Please write the listing below out again exactly, leaving every picture behind.

Material provided -
+===+

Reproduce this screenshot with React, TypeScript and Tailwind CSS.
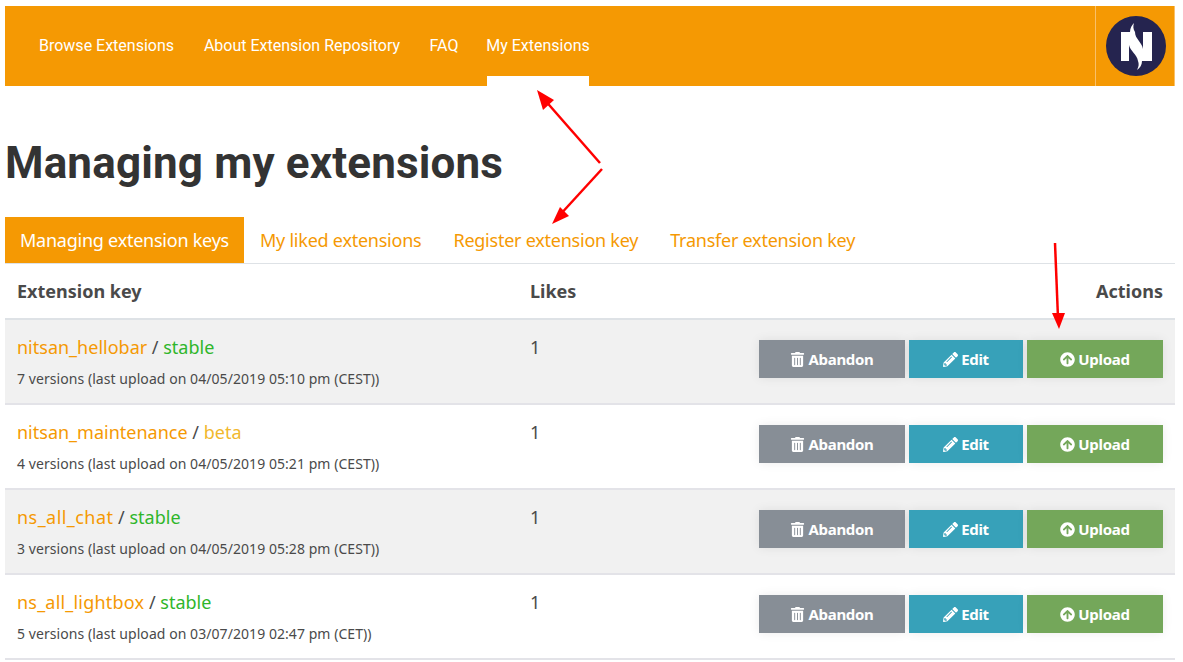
import React from "react";
import { FaTrashAlt, FaPencilAlt, FaArrowCircleUp } from "react-icons/fa";

const rows = [
  { key: "nitsan_hellobar", track: "", state: "stable", info: "7 versions (last upload on 04/05/2019 05:10 pm (CEST))" },
  { key: "nitsan_maintenance", track: "", state: "beta", info: "4 versions (last upload on 04/05/2019 05:21 pm (CEST))" },
  { key: "ns_all_chat", track: "tracking-[0.45px]", state: "stable", info: "3 versions (last upload on 04/05/2019 05:28 pm (CEST))" },
  { key: "ns_all_lightbox", track: "tracking-[0.2px]", state: "stable", info: "5 versions (last upload on 03/07/2019 02:47 pm (CET))" },
];

function Btn({ w, bg, icon, label }: { w: string; bg: string; icon: React.ReactNode; label: string }) {
  return (
    <div className={`${w} ${bg} h-[38px] flex items-center justify-center gap-[3px] text-white font-bold text-[15px] tracking-[-0.3px] shadow-[0_0_10px_rgba(0,0,0,0.08)]`}>
      {icon}
      <span>{label}</span>
    </div>
  );
}

export default function App() {
  return (
    <div className="relative w-[1183px] h-[662px] overflow-hidden bg-white font-['Noto_Sans',sans-serif] text-[#4a4a4a] pt-[6px] pl-[5px]">
      <nav className="w-[1170px] h-[80px] bg-[#f59903] flex justify-between text-white font-['Roboto',sans-serif] text-[16px]">
        <ul className="flex pl-[35px] gap-[30px] h-full">
          <li className="h-full w-[133px] flex items-center justify-center whitespace-nowrap">Browse Extensions</li>
          <li className="h-full w-[198px] flex items-center justify-center whitespace-nowrap">About Extension Repository</li>
          <li className="h-full w-[26px] flex items-center justify-center whitespace-nowrap">FAQ</li>
          <li className="h-full w-[102px] flex items-center justify-center whitespace-nowrap border-b-[10px] border-white pt-[10px]">My Extensions</li>
        </ul>
        <div className="w-[80px] h-full border-x border-[#f9c069] pl-[1px] flex items-center justify-center">
          <svg width="60" height="60" viewBox="0 0 60 60">
            <circle cx="30" cy="30" r="30" fill="#25244f" />
            <path d="M15 16H46V45H15Z" fill="#fff" />
            <path d="M29 16H37V33C36 26 29 23 29 16Z" fill="#25244f" />
            <path d="M23 29C24 35 31 38 32 45H23Z" fill="#25244f" />
            <path d="M24 16C24 12 26 9 28 7C27 10 27 13 29 16Z" fill="#fff" />
            <path d="M32 45H36C36 49 34 52 31 54C33 50 33 48 32 45Z" fill="#fff" />
          </svg>
        </div>
      </nav>

      <h1 className="font-['Roboto',sans-serif] font-bold text-[44px] leading-[52px] text-[#333] mt-[51px] tracking-[0.15px]">Managing my extensions</h1>

      <div className="w-[1170px] mt-[28px] h-[47px] flex border-b border-[#dee2e6] text-[18px] tracking-[-0.24px]">
        <div className="w-[239px] h-[46px] bg-[#f59903] text-white flex items-center justify-center">Managing extension keys</div>
        {["My liked extensions", "Register extension key", "Transfer extension key"].map((t) => (
          <div key={t} className="h-[46px] px-[16px] flex items-center text-[#f59903]">{t}</div>
        ))}
      </div>

      <div className="w-[1170px]">
        <div className="h-[56px] border-b-[2px] border-[#dee2e6] grid grid-cols-[513px_1fr_auto] items-center px-[12px] font-bold text-[18px]">
          <div>Extension key</div>
          <div>Likes</div>
          <div>Actions</div>
        </div>
        {rows.map((r, i) => (
          <div key={r.key} className={`h-[85px] border-b-[2px] border-[#e3e3e8] grid grid-cols-[513px_1fr_auto] px-[12px] pt-[14px] ${i === 1 || i === 3 ? "bg-white" : "bg-[#f1f1f1]"}`}>
            <div>
              <div className="text-[18px] leading-[26px]">
                <span className={`text-[#f59903] ${r.track}`}>{r.key}</span>
                <span> / </span>
                <span className={r.state === "stable" ? "text-[#2fb62a]" : "text-[#f1b82d]"}>{r.state}</span>
              </div>
              <div className="text-[14px] leading-[20px] mt-[9px] tracking-[0.06px]">{r.info}</div>
            </div>
            <div className="text-[18px] leading-[26px]">1</div>
            <div className="flex gap-[4px] pt-[6px]">
              <Btn w="w-[146px]" bg="bg-[#878e96]" label="Abandon" icon={<FaTrashAlt size={15} />} />
              <Btn w="w-[114px]" bg="bg-[#37a1b9]" label="Edit" icon={<FaPencilAlt size={15} />} />
              <Btn w="w-[136px]" bg="bg-[#74a75a]" label="Upload" icon={<FaArrowCircleUp size={15} />} />
            </div>
          </div>
        ))}
      </div>

      <svg className="absolute left-0 top-0 pointer-events-none" width="1183" height="662">
        <g stroke="#f00" strokeWidth="2.5" fill="#f00">
          <line x1="600" y1="163" x2="543" y2="98" />
          <line x1="602" y1="169" x2="558" y2="217" />
          <line x1="1055" y1="243" x2="1058" y2="318" />
        </g>
        <polygon points="537,90 554,100 543,110" fill="#f00" />
        <polygon points="552,224 560,207 569,216" fill="#f00" />
        <polygon points="1059,329 1052,313 1065,313" fill="#f00" />
      </svg>
    </div>
  );
}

+===+

Solved problem -
Reproduce this screenshot with React, TypeScript and Tailwind CSS.
import React from "react";
import { FaTrashAlt, FaPencilAlt, FaArrowCircleUp } from "react-icons/fa";

const rows = [
  { key: "nitsan_hellobar", track: "", state: "stable", info: "7 versions (last upload on 04/05/2019 05:10 pm (CEST))" },
  { key: "nitsan_maintenance", track: "", state: "beta", info: "4 versions (last upload on 04/05/2019 05:21 pm (CEST))" },
  { key: "ns_all_chat", track: "tracking-[0.45px]", state: "stable", info: "3 versions (last upload on 04/05/2019 05:28 pm (CEST))" },
  { key: "ns_all_lightbox", track: "tracking-[0.2px]", state: "stable", info: "5 versions (last upload on 03/07/2019 02:47 pm (CET))" },
];

function Btn({ w, bg, icon, label }: { w: string; bg: string; icon: React.ReactNode; label: string }) {
  return (
    <div className={`${w} ${bg} h-[38px] flex items-center justify-center gap-[3px] text-white font-bold text-[15px] tracking-[-0.3px] shadow-[0_0_10px_rgba(0,0,0,0.08)]`}>
      {icon}
      <span>{label}</span>
    </div>
  );
}

export default function App() {
  return (
    <div className="relative w-[1183px] h-[662px] overflow-hidden bg-white font-['Noto_Sans',sans-serif] text-[#4a4a4a] pt-[6px] pl-[5px]">
      <nav className="w-[1170px] h-[80px] bg-[#f59903] flex justify-between text-white font-['Roboto',sans-serif] text-[16px]">
        <ul className="flex pl-[35px] gap-[30px] h-full">
          <li className="h-full w-[133px] flex items-center justify-center whitespace-nowrap">Browse Extensions</li>
          <li className="h-full w-[198px] flex items-center justify-center whitespace-nowrap">About Extension Repository</li>
          <li className="h-full w-[26px] flex items-center justify-center whitespace-nowrap">FAQ</li>
          <li className="h-full w-[102px] flex items-center justify-center whitespace-nowrap border-b-[10px] border-white pt-[10px]">My Extensions</li>
        </ul>
        <div className="w-[80px] h-full border-x border-[#f9c069] pl-[1px] flex items-center justify-center">
          <svg width="60" height="60" viewBox="0 0 60 60">
            <circle cx="30" cy="30" r="30" fill="#25244f" />
            <path d="M15 16H46V45H15Z" fill="#fff" />
            <path d="M29 16H37V33C36 26 29 23 29 16Z" fill="#25244f" />
            <path d="M23 29C24 35 31 38 32 45H23Z" fill="#25244f" />
            <path d="M24 16C24 12 26 9 28 7C27 10 27 13 29 16Z" fill="#fff" />
            <path d="M32 45H36C36 49 34 52 31 54C33 50 33 48 32 45Z" fill="#fff" />
          </svg>
        </div>
      </nav>

      <h1 className="font-['Roboto',sans-serif] font-bold text-[44px] leading-[52px] text-[#333] mt-[51px] tracking-[0.15px]">Managing my extensions</h1>

      <div className="w-[1170px] mt-[28px] h-[47px] flex border-b border-[#dee2e6] text-[18px] tracking-[-0.24px]">
        <div className="w-[239px] h-[46px] bg-[#f59903] text-white flex items-center justify-center">Managing extension keys</div>
        {["My liked extensions", "Register extension key", "Transfer extension key"].map((t) => (
          <div key={t} className="h-[46px] px-[16px] flex items-center text-[#f59903]">{t}</div>
        ))}
      </div>

      <div className="w-[1170px]">
        <div className="h-[56px] border-b-[2px] border-[#dee2e6] grid grid-cols-[513px_1fr_auto] items-center px-[12px] font-bold text-[18px]">
          <div>Extension key</div>
          <div>Likes</div>
          <div>Actions</div>
        </div>
        {rows.map((r, i) => (
          <div key={r.key} className={`h-[85px] border-b-[2px] border-[#e3e3e8] grid grid-cols-[513px_1fr_auto] px-[12px] pt-[14px] ${i === 1 || i === 3 ? "bg-white" : "bg-[#f1f1f1]"}`}>
            <div>
              <div className="text-[18px] leading-[26px]">
                <span className={`text-[#f59903] ${r.track}`}>{r.key}</span>
                <span> / </span>
                <span className={r.state === "stable" ? "text-[#2fb62a]" : "text-[#f1b82d]"}>{r.state}</span>
              </div>
              <div className="text-[14px] leading-[20px] mt-[9px] tracking-[0.06px]">{r.info}</div>
            </div>
            <div className="text-[18px] leading-[26px]">1</div>
            <div className="flex gap-[4px] pt-[6px]">
              <Btn w="w-[146px]" bg="bg-[#878e96]" label="Abandon" icon={<FaTrashAlt size={15} />} />
              <Btn w="w-[114px]" bg="bg-[#37a1b9]" label="Edit" icon={<FaPencilAlt size={15} />} />
              <Btn w="w-[136px]" bg="bg-[#74a75a]" label="Upload" icon={<FaArrowCircleUp size={15} />} />
            </div>
          </div>
        ))}
      </div>

      <svg className="absolute left-0 top-0 pointer-events-none" width="1183" height="662">
        <g stroke="#f00" strokeWidth="2.5" fill="#f00">
          <line x1="600" y1="163" x2="543" y2="98" />
          <line x1="602" y1="169" x2="558" y2="217" />
          <line x1="1055" y1="243" x2="1058" y2="318" />
        </g>
        <polygon points="537,90 554,100 543,110" fill="#f00" />
        <polygon points="552,224 560,207 569,216" fill="#f00" />
        <polygon points="1059,329 1052,313 1065,313" fill="#f00" />
      </svg>
    </div>
  );
}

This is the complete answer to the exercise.